Second coverage of Stenine - the first synthesis described was Aube’s neat work focusing around a tandem Diels-Alder / Schmidt reaction. This latest publication moves the research to Kunming, China, the home of its use as part of Chinese herbal medicine. That doesn't alter the core of the synthetic strategy, though, as Hongbin Zhang seems to agree with Aube that building the cyclohexane core first is the key to this target.
Zhang, however, prefers the use of a double Michael addition, enhanced with catalyst control to engender asymmetry in the system. Using Evans’ work, a catalyst derived from (1R,2R)-( -)-1,2-diaminocyclohexane was employed in conjunction with silica-bound KOH as well as ultrasound. These conditions aren’t exactly typical, and Zhang doesn’t give details. The sonication maybe breaks up silica-KOH particles to provide maximum surface area for the heterogeneous reaction conditions.

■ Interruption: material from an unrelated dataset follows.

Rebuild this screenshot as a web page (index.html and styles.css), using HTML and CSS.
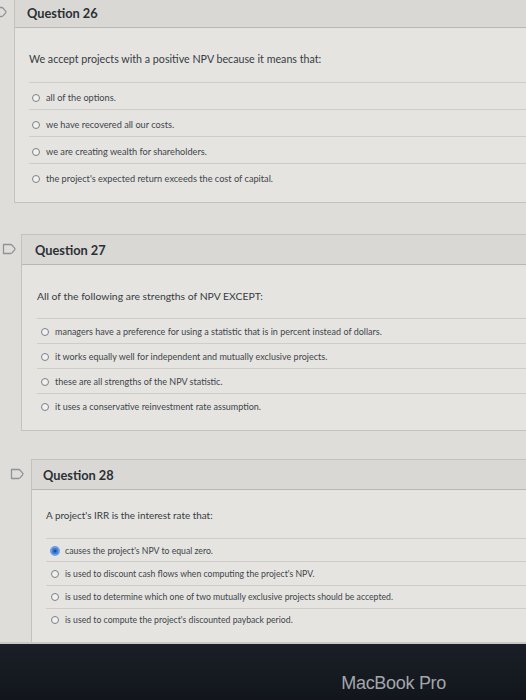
FILE: index.html
```html
<!DOCTYPE html>
<html lang="en">
<head>
<meta charset="utf-8">
<title>Quiz</title>
<link rel="stylesheet" href="styles.css">
</head>
<body>
<main class="screen">
  <section class="question q26">
    <div class="gutter">
      <svg class="flag" viewBox="0 0 14 12" width="14" height="12"><path d="M1.5 1.5 H8.5 Q9.5 1.5 10.3 2.4 L12.6 5.2 Q13.2 6 12.6 6.8 L10.3 9.6 Q9.5 10.5 8.5 10.5 H1.5 Z" fill="none" stroke="#8e9399" stroke-width="1.3" stroke-linejoin="round"/></svg>
    </div>
    <div class="card">
      <header class="card-head"><h2>Question 26</h2></header>
      <div class="card-body">
        <p class="prompt">We accept projects with a positive NPV because it means that:</p>
        <ul class="answers">
          <li><span class="radio"></span>all of the options.</li>
          <li><span class="radio"></span>we have recovered all our costs.</li>
          <li><span class="radio"></span>we are creating wealth for shareholders.</li>
          <li><span class="radio"></span>the project's expected return exceeds the cost of capital.</li>
        </ul>
      </div>
    </div>
  </section>

  <section class="question q27">
    <div class="gutter">
      <svg class="flag" viewBox="0 0 14 12" width="14" height="12"><path d="M1.5 1.5 H8.5 Q9.5 1.5 10.3 2.4 L12.6 5.2 Q13.2 6 12.6 6.8 L10.3 9.6 Q9.5 10.5 8.5 10.5 H1.5 Z" fill="none" stroke="#8e9399" stroke-width="1.3" stroke-linejoin="round"/></svg>
    </div>
    <div class="card">
      <header class="card-head"><h2>Question 27</h2></header>
      <div class="card-body">
        <p class="prompt">All of the following are strengths of NPV EXCEPT:</p>
        <ul class="answers">
          <li><span class="radio"></span>managers have a preference for using a statistic that is in percent instead of dollars.</li>
          <li><span class="radio"></span>it works equally well for independent and mutually exclusive projects.</li>
          <li><span class="radio"></span>these are all strengths of the NPV statistic.</li>
          <li><span class="radio"></span>it uses a conservative reinvestment rate assumption.</li>
        </ul>
      </div>
    </div>
  </section>

  <section class="question q28">
    <div class="gutter">
      <svg class="flag" viewBox="0 0 14 12" width="14" height="12"><path d="M1.5 1.5 H8.5 Q9.5 1.5 10.3 2.4 L12.6 5.2 Q13.2 6 12.6 6.8 L10.3 9.6 Q9.5 10.5 8.5 10.5 H1.5 Z" fill="none" stroke="#8e9399" stroke-width="1.3" stroke-linejoin="round"/></svg>
    </div>
    <div class="card">
      <header class="card-head"><h2>Question 28</h2></header>
      <div class="card-body">
        <p class="prompt">A project's IRR is the interest rate that:</p>
        <ul class="answers">
          <li><span class="radio checked"></span>causes the project's NPV to equal zero.</li>
          <li><span class="radio"></span>is used to discount cash flows when computing the project's NPV.</li>
          <li><span class="radio"></span>is used to determine which one of two mutually exclusive projects should be accepted.</li>
          <li><span class="radio"></span>is used to compute the project's discounted payback period.</li>
        </ul>
      </div>
    </div>
  </section>
</main>
<footer class="bezel"><span class="brand">MacBook Pro</span></footer>
</body>
</html>
```
FILE: styles.css
```css
* { box-sizing: border-box; }
html, body { margin: 0; padding: 0; }
body {
  width: 526px;
  height: 700px;
  overflow: hidden;
  background: #dedcd8;
  font-family: Lato, "Open Sans", sans-serif;
  color: #3b4248;
  display: flex;
  flex-direction: column;
}
.screen {
  height: 644px;
  display: flex;
  flex-direction: column;
  background: #dfddd9;
  border-bottom: 2px solid #c9c8c5;
  overflow: hidden;
}
.question {
  display: flex;
  align-items: flex-start;
  --gutter: 14px;
  --flag-x: -7px;
  --head-x: 12px;
  --pad-x: 14px;
  --opt-x: 3px;
  --prompt-top: 22px;
  --prompt-gap: 14px;
  --prompt-size: 10.7px;
  --opt-size: 9.2px;
  --row: 27px;
  --row-top: 9px;
  --body-bottom: 12px;
}
.q26 { margin-top: -3px; }
.q27 {
  margin-top: 31px;
  --gutter: 21px; --flag-x: 2px; --head-x: 13px; --pad-x: 15px; --opt-x: 4px;
  --prompt-top: 22px; --prompt-gap: 13px; --prompt-size: 10.4px; --opt-size: 9px;
  --row: 25px; --row-top: 7px; --body-bottom: 12px;
}
.q28 {
  margin-top: 28px;
  --gutter: 31px; --flag-x: 10px; --head-x: 11px; --pad-x: 14px; --opt-x: 5px;
  --prompt-top: 16px; --prompt-gap: 14px; --prompt-size: 9.9px; --opt-size: 8.7px;
  --row: 23.3px; --row-top: 5.5px; --body-bottom: 12px;
}
.gutter {
  width: var(--gutter);
  flex: none;
  height: 30px;
  display: flex;
  align-items: center;
}
.flag { margin-left: var(--flag-x); flex: none; }
.card {
  flex: 1;
  margin-right: -12px;
  border: 1px solid #c4c2be;
  background: #e6e4e1;
}
.card-head {
  height: 30px;
  background: #dad8d4;
  border-bottom: 1px solid #b9b7b3;
  display: flex;
  align-items: center;
  padding-left: var(--head-x);
}
.card-head h2 {
  margin: 0;
  font-size: 12.8px;
  font-weight: 700;
  color: #2a3036;
}
.card-body {
  padding: var(--prompt-top) 0 var(--body-bottom) var(--pad-x);
}
.prompt {
  margin: 0 0 var(--prompt-gap);
  font-size: var(--prompt-size);
  line-height: 18px;
  color: #353c42;
}
.answers {
  list-style: none;
  margin: 0;
  padding: 0;
}
.answers li {
  height: var(--row);
  border-top: 1px solid #cfcdca;
  padding: var(--row-top) 0 0 var(--opt-x);
  display: flex;
  align-items: flex-start;
  font-size: var(--opt-size);
  line-height: 12px;
  color: #3d4449;
}
.radio {
  flex: none;
  width: 8px;
  height: 8px;
  margin: 2px 6px 0 0;
  border-radius: 50%;
  border: 1px solid #7b8288;
  background: #f1f0ee;
}
.radio.checked {
  width: 10px;
  height: 10px;
  margin: 1px 5px 0 -1px;
  border: 2px solid #6aa0e6;
  background: #1d4f9a;
  box-shadow: inset 0 0 0 1.5px #3d7fd8;
}
.bezel {
  flex: 1;
  background: linear-gradient(#1a1f27, #12161c);
  display: flex;
  justify-content: flex-end;
  align-items: flex-end;
  padding: 0 80px 6px 0;
}
.brand {
  font-family: "Liberation Sans", Arial, sans-serif;
  font-size: 18px;
  letter-spacing: -0.3px;
  color: #a3a6aa;
}
```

This strange reaction mixture delivers excellent yield and good control of asymmetry including four new stereocenters constructed with (apparent) complete diastereomeric control. However, the next reaction proves their strategy to be a winner. Under reductive conditions, the nitro-group is activated and forms not just the azepanone but the pyrrolidine too, completing the core of the target in two steps. The change in stereoelectronics also seems to cause a tautomeric shift, as the enol now seems to prefer a β-keto-ester existance.
Zhang gets to stenine quite neatly, firstly by removing the remaining methyl ester under Krapcho conditions. An alkylation with ethyl bromoacetate adds the carbon for the required gamma-lactone, and a gentle reduction delivered the final ring.
Of course, they’re not quite there - alkylation of the lactone with methyl iodide provided the carbon skeleton in reasonable yield, whilst the extraneous oxidation on their medium was reduced by firstly forming the thioamide using Lawesson’s reagent, and reduction with Raney nickel delivered the product.